Neither of them had the strength she'd found. They were both her, both her abuser, both her if she hadn't walked out that night. Both her if she hadn't woken up in that ravine. And one died, and one was dead inside.
She thought about calling the prison, to warn them, to put him on suicide watch.
She didn't.
A few days later, she got a call. A few short sentences, then a video arrived in the mail.
It was grainy surveillance footage, but she could see, in the lower right corner of the screen, Justin gather his sheets, tie them to the back window, then twist and tug and gasp and twitch, then fall silent.
She keeps a picture on her desk. Next to a photo of her partner and herself, and her mom and dad in happier times, there's a merged photo. It's two young faces combined into one new human being that peers at her eerily and fiercely.
Scrawled on the bottom of the photo are the words: "YOU GOT OUT."
Because she had.
She had scars, inside and out. But her face wasn't merged anymore, and she was still alive.

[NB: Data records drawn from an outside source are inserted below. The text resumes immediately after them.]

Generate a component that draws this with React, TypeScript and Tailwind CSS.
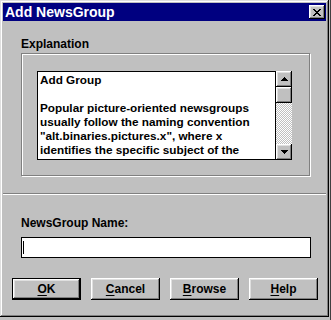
const font = { fontFamily: '"Liberation Sans", Arial, sans-serif' };

const raised =
  "shadow-[inset_-1px_-1px_#000,inset_1px_1px_#fff,inset_-2px_-2px_#808080,inset_2px_2px_#dfdfdf]";

function CloseGlyph() {
  const rows = ["11000011", "01100110", "00111100", "00011000", "00111100", "01100110", "11000011"];
  return (
    <svg width="8" height="7" viewBox="0 0 8 7" shapeRendering="crispEdges">
      {rows.flatMap((r, y) =>
        r.split("").map((c, x) => (c === "1" ? <rect key={`${x}-${y}`} x={x} y={y} width="1" height="1" fill="#000" /> : null))
      )}
    </svg>
  );
}

function Arrow({ down }: { down?: boolean }) {
  return (
    <svg width="7" height="4" viewBox="0 0 7 4" shapeRendering="crispEdges">
      <path d={down ? "M0 0h7v1h-1v1h-1v1h-1v1h-1v-1h-1v-1h-1v-1h-1z" : "M3 0h1v1h1v1h1v1h1v1h-7v-1h1v-1h1v-1h1z"} fill="#000" />
    </svg>
  );
}

function Btn({ label, def }: { label: string; def?: boolean }) {
  const inner = (
    <div className={`flex h-full w-full items-center justify-center bg-[#c0c0c0] text-[12px] font-bold text-black ${raised}`}>
      <span>
        <u className="underline-offset-2">{label[0]}</u>
        {label.slice(1)}
      </span>
    </div>
  );
  return def ? (
    <div className="h-[22px] w-[69px] border border-black">{inner}</div>
  ) : (
    <div className="h-[22px] w-[69px]">{inner}</div>
  );
}

export default function App() {
  const lines = [
    "Add Group",
    "\u00a0",
    "Popular picture-oriented newsgroups",
    "usually follow the naming convention",
    "\"alt.binaries.pictures.x\", where x",
    "identifies the specific subject of the",
  ];
  return (
    <div className="flex h-[320px] w-[331px] bg-[#c0c0c0]" style={font}>
      <div className="flex h-[317px] w-[329px] flex-col bg-[#c0c0c0] p-[3px] shadow-[inset_-1px_-1px_#000,inset_1px_1px_#dfdfdf,inset_-2px_-2px_#808080,inset_2px_2px_#fff]">
        <div className="flex h-[18px] items-center justify-between bg-[#000080] pl-[2px] pr-[1px]">
          <span className="text-[14px] font-bold leading-none text-white">Add NewsGroup</span>
          <div className={`flex h-[14px] w-[16px] items-center justify-center bg-[#c0c0c0] ${raised}`}>
            <CloseGlyph />
          </div>
        </div>

        <div className="pl-[18px]">
          <div className="mt-[17px] text-[12px] font-bold leading-[13px] text-black">Explanation</div>
          <div className="mt-[2px] h-[123px] w-[289px] border border-[#808080] pl-[15px] pt-[17px] shadow-[1px_1px_0_#fff,inset_1px_1px_0_#fff]">
            <div className="flex h-[89px] w-[255px]">
              <div className="h-full w-[239px] overflow-hidden border border-black bg-white px-[2px] pt-[1px] text-[11.75px] font-bold leading-[14px] text-black">
                {lines.map((l, i) => (
                  <div key={i} className="whitespace-pre">
                    {l}
                  </div>
                ))}
              </div>
              <div className="flex h-full w-[16px] flex-col">
                <div className={`flex h-[16px] items-center justify-center bg-[#c0c0c0] ${raised}`}>
                  <Arrow />
                </div>
                <div className={`h-[16px] bg-[#c0c0c0] ${raised}`} />
                <div className="flex-1 bg-[repeating-conic-gradient(#fff_0%_25%,#c0c0c0_0%_50%)] bg-[length:2px_2px]" />
                <div className={`flex h-[16px] items-center justify-center bg-[#c0c0c0] ${raised}`}>
                  <Arrow down />
                </div>
              </div>
            </div>
          </div>
        </div>

        <div className="mt-[17px] h-[2px] border-t border-[#808080] border-b border-b-white" />

        <div className="pl-[18px]">
          <div className="mt-[22px] text-[12px] font-bold leading-[13px] text-black">NewsGroup Name:</div>
          <div className="mt-[7px] flex h-[21px] w-[290px] items-center border border-black bg-white pl-[1px]">
            <div className="h-[13px] w-[1px] bg-black" />
          </div>
        </div>

        <div className="mt-[20px] flex gap-[10px] pl-[9px]">
          <Btn label="OK" def />
          <Btn label="Cancel" />
          <Btn label="Browse" />
          <Btn label="Help" />
        </div>
      </div>
      <div className="ml-[1px] h-full w-[1px] bg-[#404040]" />
    </div>
  );
}
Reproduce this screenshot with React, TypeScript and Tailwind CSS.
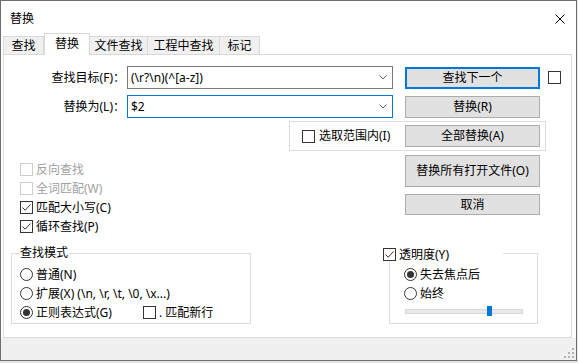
import React from "react";

function CheckBox({ checked, disabled }: { checked?: boolean; disabled?: boolean }) {
  return (
    <span
      className={`flex h-[13px] w-[13px] shrink-0 items-center justify-center border bg-white ${
        disabled ? "border-[#cccccc]" : "border-[#333333]"
      }`}
    >
      {checked && (
        <svg width="11" height="11" viewBox="0 0 11 11">
          <path d="M1.5 5.5 L4.2 8.2 L9.5 2.5" fill="none" stroke="#333333" strokeWidth="1" />
        </svg>
      )}
    </span>
  );
}

function Radio({ checked }: { checked?: boolean }) {
  return (
    <span className="flex h-[13px] w-[13px] shrink-0 items-center justify-center rounded-full border border-[#333333] bg-white">
      {checked && <span className="h-[7px] w-[7px] rounded-full bg-[#333333]" />}
    </span>
  );
}

function Btn({
  children,
  primary,
  className = "",
}: {
  children: React.ReactNode;
  primary?: boolean;
  className?: string;
}) {
  return (
    <div
      className={`flex w-[135px] shrink-0 items-center justify-center bg-[#e1e1e1] text-black ${
        primary ? "border-2 border-[#0078d7]" : "border border-[#adadad]"
      } ${className}`}
    >
      {children}
    </div>
  );
}

function Combo({ value, focused }: { value: string; focused?: boolean }) {
  return (
    <div
      className={`flex h-[23px] w-[266px] shrink-0 items-center border bg-white pl-[3px] pr-[5px] ${
        focused ? "border-[#0078d7]" : "border-[#7a7a7a]"
      }`}
    >
      <span className="flex-1 text-black">{value}</span>
      <svg width="8" height="5" viewBox="0 0 8 5">
        <path d="M0.5 0.5 L4 4 L7.5 0.5" fill="none" stroke="#606060" strokeWidth="1" />
      </svg>
    </div>
  );
}

function Row({ children }: { children: React.ReactNode }) {
  return <div className="flex h-[19px] items-center gap-[3px]">{children}</div>;
}

export default function App() {
  return (
    <div className="h-[363px] w-[578px] bg-[#e4e4e4] font-['Noto_Sans','Noto_Sans_CJK_SC',sans-serif] text-[12px] leading-[16px] text-black">
      <div className="flex h-[361px] w-[577px] flex-col border border-[#6e6e6e] bg-white">
        {/* title bar */}
        <div className="flex h-[32px] shrink-0 items-center justify-between pl-[9px] pr-[11px] pt-[4px]">
          <span className="text-[12px]">替换</span>
          <svg width="10" height="10" viewBox="0 0 10 10">
            <path d="M0.5 0.5 L9.5 9.5 M9.5 0.5 L0.5 9.5" stroke="#000" strokeWidth="1" />
          </svg>
        </div>

        {/* tabs */}
        <div className="flex h-[21px] shrink-0 items-end pl-[2px]">
          <div className="flex h-[18px] w-[41px] items-center justify-center border border-b-0 border-[#d9d9d9] bg-[#f0f0f0]">
            查找
          </div>
          <div className="relative z-10 -mb-px flex h-[22px] w-[46px] items-center justify-center border border-b-0 border-[#d9d9d9] bg-white pb-[2px]">
            替换
          </div>
          <div className="-ml-px flex h-[18px] w-[59px] items-center justify-center border border-b-0 border-[#d9d9d9] bg-[#f0f0f0]">
            文件查找
          </div>
          <div className="-ml-px flex h-[18px] w-[73px] items-center justify-center border border-b-0 border-[#d9d9d9] bg-[#f0f0f0]">
            工程中查找
          </div>
          <div className="-ml-px flex h-[18px] w-[41px] items-center justify-center border border-b-0 border-[#d9d9d9] bg-[#f0f0f0]">
            标记
          </div>
        </div>

        {/* panel */}
        <div className="ml-[2px] flex h-[284px] w-[569px] shrink-0 flex-col border border-[#d9d9d9] bg-white">
          <div className="mt-[11px] flex h-[23px] items-center">
            <div className="w-[122px] pr-[1px] text-right">查找目标(F)：</div>
            <div className="ml-[1px]">
              <Combo value="(\r?\n)(^[a-z])" />
            </div>
            <Btn primary className="ml-[12px] h-[22px]">
              查找下一个
            </Btn>
            <div className="ml-[8px]">
              <CheckBox />
            </div>
          </div>

          <div className="mt-[6px] flex h-[23px] items-center">
            <div className="w-[122px] pr-[1px] text-right">替换为(L)：</div>
            <div className="ml-[1px]">
              <Combo value="$2" focused />
            </div>
            <Btn className="ml-[12px] h-[22px]">替换(R)</Btn>
          </div>

          <div className="ml-[285px] mt-[3px] flex h-[30px] w-[257px] items-center border border-[#dcdcdc] pl-[12px] pr-[5px]">
            <CheckBox />
            <span className="ml-[4px]">选取范围内(I)</span>
            <Btn className="ml-auto h-[22px]">全部替换(A)</Btn>
          </div>

          <div className="flex">
            {/* left column */}
            <div className="w-[285px] shrink-0">
              <div className="mt-[9px] pl-[16px]">
                <Row>
                  <CheckBox disabled />
                  <span className="text-[#a0a0a0]">反向查找</span>
                </Row>
                <Row>
                  <CheckBox disabled />
                  <span className="text-[#a0a0a0]">全词匹配(W)</span>
                </Row>
                <Row>
                  <CheckBox checked />
                  <span>匹配大小写(C)</span>
                </Row>
                <Row>
                  <CheckBox checked />
                  <span>循环查找(P)</span>
                </Row>
              </div>

              <div className="relative ml-[7px] mt-[17px] h-[71px] w-[240px] border border-[#dcdcdc] pl-[8px] pt-[11px]">
                <span className="absolute -top-[9px] left-[7px] bg-white px-[1px]">查找模式</span>
                <Row>
                  <Radio />
                  <span>普通(N)</span>
                </Row>
                <Row>
                  <Radio />
                  <span>扩展(X) (\n, \r, \t, \0, \x...)</span>
                </Row>
                <div className="flex h-[19px] items-center">
                  <div className="flex w-[123px] items-center gap-[3px]">
                    <Radio checked />
                    <span>正则表达式(G)</span>
                  </div>
                  <CheckBox />
                  <span className="ml-[3px]">. 匹配新行</span>
                </div>
              </div>
            </div>

            {/* right column */}
            <div className="flex flex-col">
              <Btn className="ml-[116px] mt-[4px] h-[32px]">替换所有打开文件(O)</Btn>
              <Btn className="ml-[116px] mt-[7px] h-[21px]">取消</Btn>

              <div className="relative ml-[100px] mt-[38px] h-[71px] w-[149px] border border-[#dcdcdc] pl-[14px] pt-[11px]">
                <div className="absolute -left-[7px] -top-[7px] flex h-[15px] w-[120px] items-center gap-[3px] bg-white">
                  <CheckBox checked />
                  <span>透明度(Y)</span>
                </div>
                <Row>
                  <Radio checked />
                  <span>失去焦点后</span>
                </Row>
                <Row>
                  <Radio />
                  <span>始终</span>
                </Row>
                <div className="relative ml-[1px] mt-[6px] h-[5px] w-[118px] border border-[#d6d6d6] bg-[#e7eaea]">
                  <span className="absolute -top-[4px] left-[81px] h-[10px] w-[5px] bg-[#0078d7]" />
                </div>
              </div>
            </div>
          </div>
        </div>

        {/* bottom strip */}
        <div className="flex flex-1 items-end justify-end bg-[#f0f0f0] pb-[1px] pr-[1px]">
          <svg width="11" height="11" viewBox="0 0 11 11">
            <rect x="8" y="0" width="2" height="2" fill="#b4b4b4" />
            <rect x="4" y="4" width="2" height="2" fill="#b4b4b4" />
            <rect x="8" y="4" width="2" height="2" fill="#b4b4b4" />
            <rect x="0" y="8" width="2" height="2" fill="#b4b4b4" />
            <rect x="4" y="8" width="2" height="2" fill="#b4b4b4" />
            <rect x="8" y="8" width="2" height="2" fill="#b4b4b4" />
          </svg>
        </div>
      </div>
    </div>
  );
}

She'd lost something as a result though. They had loved each other, to the very bitter end. Justin, frozen Justin, had been crying when he knew Richard had fallen. He'd tried to hide it, but he'd been dying inside. Richard had glittering tears in his eyes as he choked the life out of her, hissing that it was her fault he'd shot Justin. He, too, had been dying inside.
They were dead.
But they'd died loving each other.
She lived.
But her love had died when she nearly had.
She lived, and didn't love.
They loved, and didn't live.
And she had to wonder which of them had the better deal.